### Goal
Transcribe the material in full. Nothing should differ except that the pictures are left out.

### Supplied data
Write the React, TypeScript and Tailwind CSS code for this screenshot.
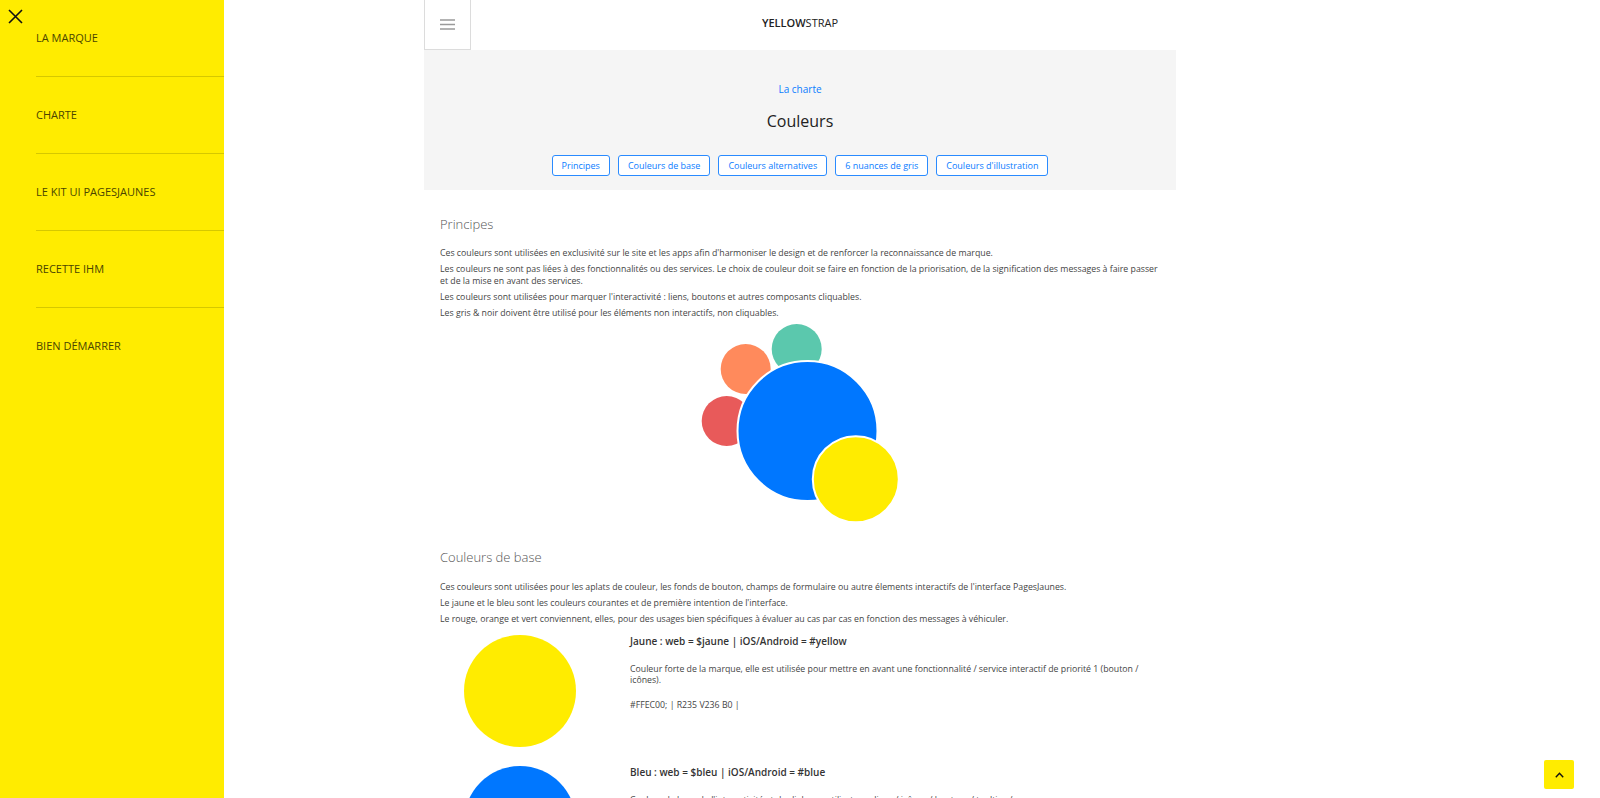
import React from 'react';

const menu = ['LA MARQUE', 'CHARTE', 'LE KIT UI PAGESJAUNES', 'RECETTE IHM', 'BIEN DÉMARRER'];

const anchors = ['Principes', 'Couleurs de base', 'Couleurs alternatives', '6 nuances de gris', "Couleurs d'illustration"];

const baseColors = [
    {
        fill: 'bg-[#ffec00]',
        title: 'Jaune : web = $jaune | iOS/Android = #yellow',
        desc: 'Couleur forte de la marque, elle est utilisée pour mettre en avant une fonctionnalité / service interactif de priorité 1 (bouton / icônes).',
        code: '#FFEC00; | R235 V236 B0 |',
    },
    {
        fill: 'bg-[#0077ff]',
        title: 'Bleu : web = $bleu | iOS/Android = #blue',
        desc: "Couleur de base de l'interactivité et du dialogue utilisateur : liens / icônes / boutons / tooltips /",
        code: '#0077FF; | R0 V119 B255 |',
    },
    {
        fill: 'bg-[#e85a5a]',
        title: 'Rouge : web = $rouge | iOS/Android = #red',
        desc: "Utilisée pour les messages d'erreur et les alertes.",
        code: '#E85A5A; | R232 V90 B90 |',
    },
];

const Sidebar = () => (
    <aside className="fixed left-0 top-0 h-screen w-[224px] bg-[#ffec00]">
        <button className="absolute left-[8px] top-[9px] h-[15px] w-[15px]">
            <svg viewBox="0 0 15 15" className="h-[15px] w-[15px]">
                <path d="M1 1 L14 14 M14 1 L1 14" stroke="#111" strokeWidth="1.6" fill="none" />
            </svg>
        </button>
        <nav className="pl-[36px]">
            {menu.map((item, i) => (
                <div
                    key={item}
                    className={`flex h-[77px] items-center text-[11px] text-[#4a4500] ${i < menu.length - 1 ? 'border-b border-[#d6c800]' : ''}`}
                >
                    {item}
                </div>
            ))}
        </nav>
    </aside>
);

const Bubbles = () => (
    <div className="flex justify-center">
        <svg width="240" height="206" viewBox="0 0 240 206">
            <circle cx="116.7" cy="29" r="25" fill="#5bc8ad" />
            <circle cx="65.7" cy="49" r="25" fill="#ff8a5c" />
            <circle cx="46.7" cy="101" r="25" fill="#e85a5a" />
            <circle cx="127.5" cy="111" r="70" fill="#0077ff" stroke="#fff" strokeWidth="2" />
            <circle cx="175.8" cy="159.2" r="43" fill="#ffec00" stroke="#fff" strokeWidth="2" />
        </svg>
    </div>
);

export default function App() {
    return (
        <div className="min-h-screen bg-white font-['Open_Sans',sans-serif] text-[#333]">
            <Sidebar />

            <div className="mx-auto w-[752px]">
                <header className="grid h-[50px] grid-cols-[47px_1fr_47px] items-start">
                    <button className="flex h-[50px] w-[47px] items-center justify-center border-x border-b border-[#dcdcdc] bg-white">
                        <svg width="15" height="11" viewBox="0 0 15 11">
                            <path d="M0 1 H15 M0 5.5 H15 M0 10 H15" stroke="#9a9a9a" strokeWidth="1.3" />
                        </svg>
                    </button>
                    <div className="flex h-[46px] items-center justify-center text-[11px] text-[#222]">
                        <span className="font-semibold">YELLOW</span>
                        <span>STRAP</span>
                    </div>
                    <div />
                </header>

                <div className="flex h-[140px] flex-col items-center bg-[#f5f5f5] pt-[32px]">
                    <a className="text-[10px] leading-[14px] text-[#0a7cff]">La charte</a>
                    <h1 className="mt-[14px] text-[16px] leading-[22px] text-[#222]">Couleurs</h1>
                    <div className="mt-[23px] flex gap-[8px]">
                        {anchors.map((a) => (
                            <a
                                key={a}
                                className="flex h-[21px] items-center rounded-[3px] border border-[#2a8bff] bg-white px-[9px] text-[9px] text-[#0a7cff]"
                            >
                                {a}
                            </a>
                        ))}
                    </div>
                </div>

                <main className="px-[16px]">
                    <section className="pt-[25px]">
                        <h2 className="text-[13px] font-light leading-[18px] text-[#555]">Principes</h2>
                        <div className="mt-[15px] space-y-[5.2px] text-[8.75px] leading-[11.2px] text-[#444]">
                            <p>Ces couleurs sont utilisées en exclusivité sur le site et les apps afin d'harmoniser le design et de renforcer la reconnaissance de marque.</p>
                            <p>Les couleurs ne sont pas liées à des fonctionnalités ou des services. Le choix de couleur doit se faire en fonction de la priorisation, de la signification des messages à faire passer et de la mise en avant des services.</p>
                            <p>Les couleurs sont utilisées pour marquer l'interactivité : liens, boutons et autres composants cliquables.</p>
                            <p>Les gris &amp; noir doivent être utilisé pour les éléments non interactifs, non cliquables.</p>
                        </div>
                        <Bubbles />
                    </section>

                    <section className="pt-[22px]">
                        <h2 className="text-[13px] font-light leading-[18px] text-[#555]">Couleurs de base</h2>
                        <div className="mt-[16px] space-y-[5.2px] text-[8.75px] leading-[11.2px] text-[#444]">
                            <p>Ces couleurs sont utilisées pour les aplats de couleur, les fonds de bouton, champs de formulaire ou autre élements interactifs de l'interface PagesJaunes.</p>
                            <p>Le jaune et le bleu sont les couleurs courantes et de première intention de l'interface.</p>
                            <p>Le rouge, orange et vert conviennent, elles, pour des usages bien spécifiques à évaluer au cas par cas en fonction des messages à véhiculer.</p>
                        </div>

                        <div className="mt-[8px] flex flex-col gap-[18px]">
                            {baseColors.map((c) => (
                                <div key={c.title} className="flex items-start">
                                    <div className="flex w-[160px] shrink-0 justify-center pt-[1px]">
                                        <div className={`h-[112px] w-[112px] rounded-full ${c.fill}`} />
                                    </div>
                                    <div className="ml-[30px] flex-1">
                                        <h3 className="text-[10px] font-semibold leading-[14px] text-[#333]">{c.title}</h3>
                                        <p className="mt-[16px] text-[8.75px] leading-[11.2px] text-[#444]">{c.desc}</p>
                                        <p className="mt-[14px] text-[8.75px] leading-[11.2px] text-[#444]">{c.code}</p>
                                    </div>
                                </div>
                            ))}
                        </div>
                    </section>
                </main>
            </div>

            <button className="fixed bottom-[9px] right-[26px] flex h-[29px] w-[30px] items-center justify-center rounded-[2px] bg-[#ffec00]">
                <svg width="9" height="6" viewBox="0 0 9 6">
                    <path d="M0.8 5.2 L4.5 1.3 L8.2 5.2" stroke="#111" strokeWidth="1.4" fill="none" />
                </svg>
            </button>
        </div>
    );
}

### Written answer
Write the React, TypeScript and Tailwind CSS code for this screenshot.
import React from 'react';

const menu = ['LA MARQUE', 'CHARTE', 'LE KIT UI PAGESJAUNES', 'RECETTE IHM', 'BIEN DÉMARRER'];

const anchors = ['Principes', 'Couleurs de base', 'Couleurs alternatives', '6 nuances de gris', "Couleurs d'illustration"];

const baseColors = [
    {
        fill: 'bg-[#ffec00]',
        title: 'Jaune : web = $jaune | iOS/Android = #yellow',
        desc: 'Couleur forte de la marque, elle est utilisée pour mettre en avant une fonctionnalité / service interactif de priorité 1 (bouton / icônes).',
        code: '#FFEC00; | R235 V236 B0 |',
    },
    {
        fill: 'bg-[#0077ff]',
        title: 'Bleu : web = $bleu | iOS/Android = #blue',
        desc: "Couleur de base de l'interactivité et du dialogue utilisateur : liens / icônes / boutons / tooltips /",
        code: '#0077FF; | R0 V119 B255 |',
    },
    {
        fill: 'bg-[#e85a5a]',
        title: 'Rouge : web = $rouge | iOS/Android = #red',
        desc: "Utilisée pour les messages d'erreur et les alertes.",
        code: '#E85A5A; | R232 V90 B90 |',
    },
];

const Sidebar = () => (
    <aside className="fixed left-0 top-0 h-screen w-[224px] bg-[#ffec00]">
        <button className="absolute left-[8px] top-[9px] h-[15px] w-[15px]">
            <svg viewBox="0 0 15 15" className="h-[15px] w-[15px]">
                <path d="M1 1 L14 14 M14 1 L1 14" stroke="#111" strokeWidth="1.6" fill="none" />
            </svg>
        </button>
        <nav className="pl-[36px]">
            {menu.map((item, i) => (
                <div
                    key={item}
                    className={`flex h-[77px] items-center text-[11px] text-[#4a4500] ${i < menu.length - 1 ? 'border-b border-[#d6c800]' : ''}`}
                >
                    {item}
                </div>
            ))}
        </nav>
    </aside>
);

const Bubbles = () => (
    <div className="flex justify-center">
        <svg width="240" height="206" viewBox="0 0 240 206">
            <circle cx="116.7" cy="29" r="25" fill="#5bc8ad" />
            <circle cx="65.7" cy="49" r="25" fill="#ff8a5c" />
            <circle cx="46.7" cy="101" r="25" fill="#e85a5a" />
            <circle cx="127.5" cy="111" r="70" fill="#0077ff" stroke="#fff" strokeWidth="2" />
            <circle cx="175.8" cy="159.2" r="43" fill="#ffec00" stroke="#fff" strokeWidth="2" />
        </svg>
    </div>
);

export default function App() {
    return (
        <div className="min-h-screen bg-white font-['Open_Sans',sans-serif] text-[#333]">
            <Sidebar />

            <div className="mx-auto w-[752px]">
                <header className="grid h-[50px] grid-cols-[47px_1fr_47px] items-start">
                    <button className="flex h-[50px] w-[47px] items-center justify-center border-x border-b border-[#dcdcdc] bg-white">
                        <svg width="15" height="11" viewBox="0 0 15 11">
                            <path d="M0 1 H15 M0 5.5 H15 M0 10 H15" stroke="#9a9a9a" strokeWidth="1.3" />
                        </svg>
                    </button>
                    <div className="flex h-[46px] items-center justify-center text-[11px] text-[#222]">
                        <span className="font-semibold">YELLOW</span>
                        <span>STRAP</span>
                    </div>
                    <div />
                </header>

                <div className="flex h-[140px] flex-col items-center bg-[#f5f5f5] pt-[32px]">
                    <a className="text-[10px] leading-[14px] text-[#0a7cff]">La charte</a>
                    <h1 className="mt-[14px] text-[16px] leading-[22px] text-[#222]">Couleurs</h1>
                    <div className="mt-[23px] flex gap-[8px]">
                        {anchors.map((a) => (
                            <a
                                key={a}
                                className="flex h-[21px] items-center rounded-[3px] border border-[#2a8bff] bg-white px-[9px] text-[9px] text-[#0a7cff]"
                            >
                                {a}
                            </a>
                        ))}
                    </div>
                </div>

                <main className="px-[16px]">
                    <section className="pt-[25px]">
                        <h2 className="text-[13px] font-light leading-[18px] text-[#555]">Principes</h2>
                        <div className="mt-[15px] space-y-[5.2px] text-[8.75px] leading-[11.2px] text-[#444]">
                            <p>Ces couleurs sont utilisées en exclusivité sur le site et les apps afin d'harmoniser le design et de renforcer la reconnaissance de marque.</p>
                            <p>Les couleurs ne sont pas liées à des fonctionnalités ou des services. Le choix de couleur doit se faire en fonction de la priorisation, de la signification des messages à faire passer et de la mise en avant des services.</p>
                            <p>Les couleurs sont utilisées pour marquer l'interactivité : liens, boutons et autres composants cliquables.</p>
                            <p>Les gris &amp; noir doivent être utilisé pour les éléments non interactifs, non cliquables.</p>
                        </div>
                        <Bubbles />
                    </section>

                    <section className="pt-[22px]">
                        <h2 className="text-[13px] font-light leading-[18px] text-[#555]">Couleurs de base</h2>
                        <div className="mt-[16px] space-y-[5.2px] text-[8.75px] leading-[11.2px] text-[#444]">
                            <p>Ces couleurs sont utilisées pour les aplats de couleur, les fonds de bouton, champs de formulaire ou autre élements interactifs de l'interface PagesJaunes.</p>
                            <p>Le jaune et le bleu sont les couleurs courantes et de première intention de l'interface.</p>
                            <p>Le rouge, orange et vert conviennent, elles, pour des usages bien spécifiques à évaluer au cas par cas en fonction des messages à véhiculer.</p>
                        </div>

                        <div className="mt-[8px] flex flex-col gap-[18px]">
                            {baseColors.map((c) => (
                                <div key={c.title} className="flex items-start">
                                    <div className="flex w-[160px] shrink-0 justify-center pt-[1px]">
                                        <div className={`h-[112px] w-[112px] rounded-full ${c.fill}`} />
                                    </div>
                                    <div className="ml-[30px] flex-1">
                                        <h3 className="text-[10px] font-semibold leading-[14px] text-[#333]">{c.title}</h3>
                                        <p className="mt-[16px] text-[8.75px] leading-[11.2px] text-[#444]">{c.desc}</p>
                                        <p className="mt-[14px] text-[8.75px] leading-[11.2px] text-[#444]">{c.code}</p>
                                    </div>
                                </div>
                            ))}
                        </div>
                    </section>
                </main>
            </div>

            <button className="fixed bottom-[9px] right-[26px] flex h-[29px] w-[30px] items-center justify-center rounded-[2px] bg-[#ffec00]">
                <svg width="9" height="6" viewBox="0 0 9 6">
                    <path d="M0.8 5.2 L4.5 1.3 L8.2 5.2" stroke="#111" strokeWidth="1.4" fill="none" />
                </svg>
            </button>
        </div>
    );
}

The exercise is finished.